Seeing in three dimensions

The imaging techniques made the difference. Annular bright-field scanning transmission electron microscopy can visualize oxygen atoms next to much heavier elements—a feat impossible with conventional methods. The researchers tracked oxygen distribution layer by layer.

They complemented this with spectroscopy that maps electronic structure. Manganese oxidation states shifted from 3+ in bulk LSM to 2+ approaching the interface. The presence of reduced manganese in the absence of electrical bias suggests electrons form mobile polarons—localized charge carriers that hop between sites rather than flowing freely through bands.

This points to different conduction mechanisms. The LSM bulk uses band conduction.
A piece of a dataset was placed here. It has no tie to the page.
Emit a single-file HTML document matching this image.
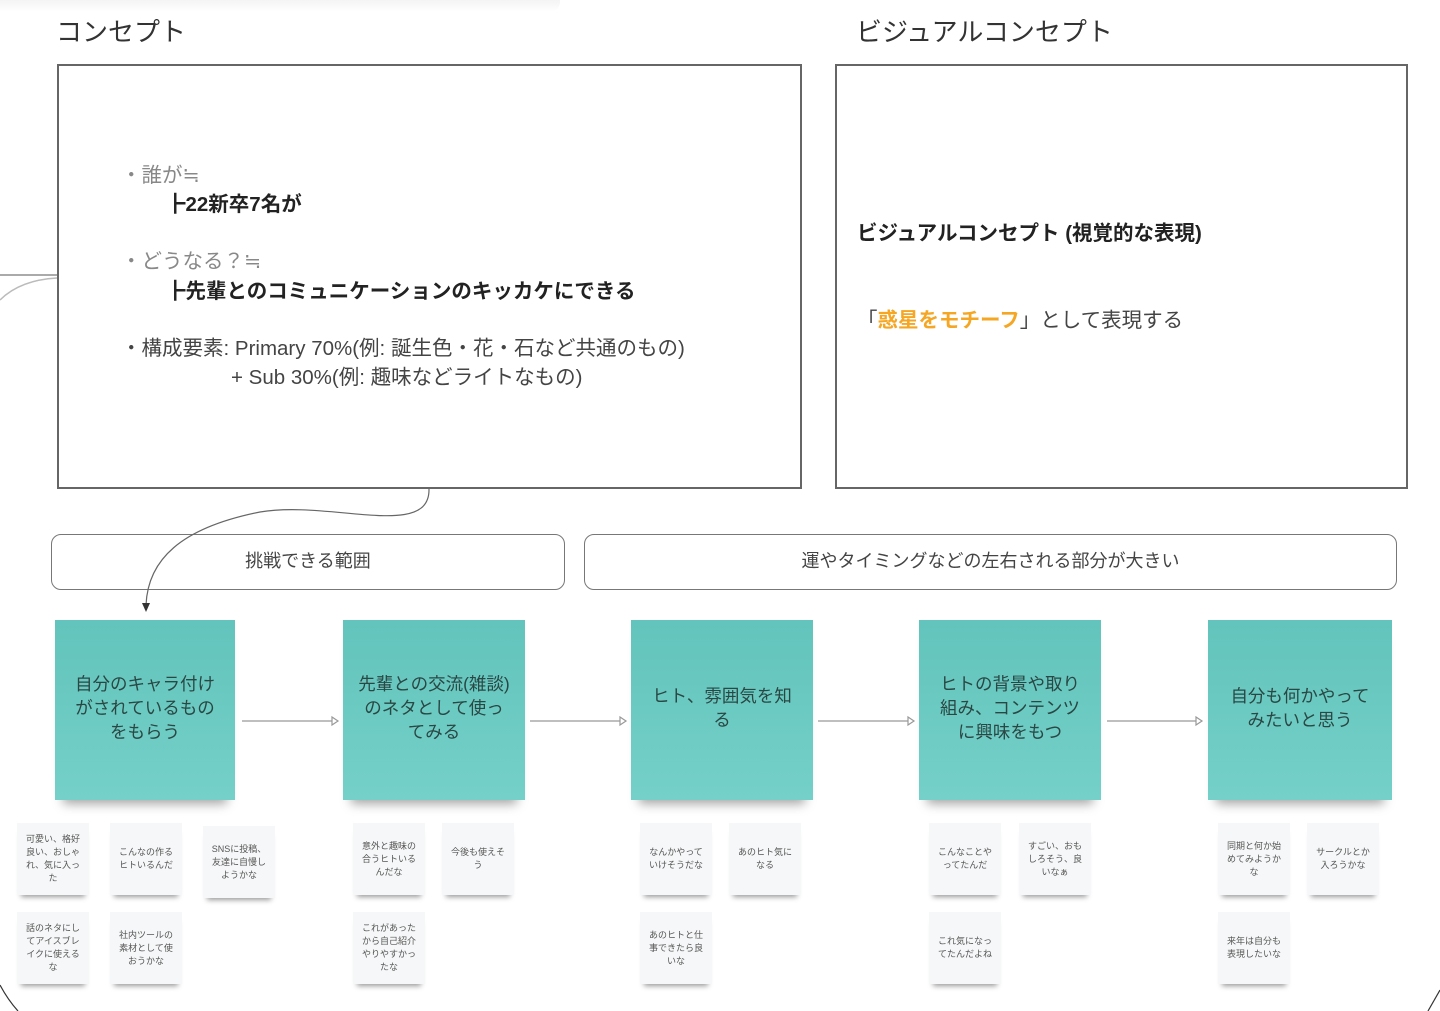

The interfacial mixed conductor uses polaron hopping.

Theoretical calculations confirmed the experimental observations. Density functional theory reproduced the electron energy loss spectra from different regions. Oxygen K-edge spectra from the mixed conductor showed a characteristic pre-peak at the Fermi level—the signature of electronic conductivity.

Force-field simulations traced oxygen diffusion across the interface. The complexion exhibits higher oxygen mobility than either parent material. The adjacent LSM region shows enhanced diffusion. But the YSZ side beyond the solid solution displays suppressed transport.

Designing for the inevitable

Can these competing effects be balanced deliberately?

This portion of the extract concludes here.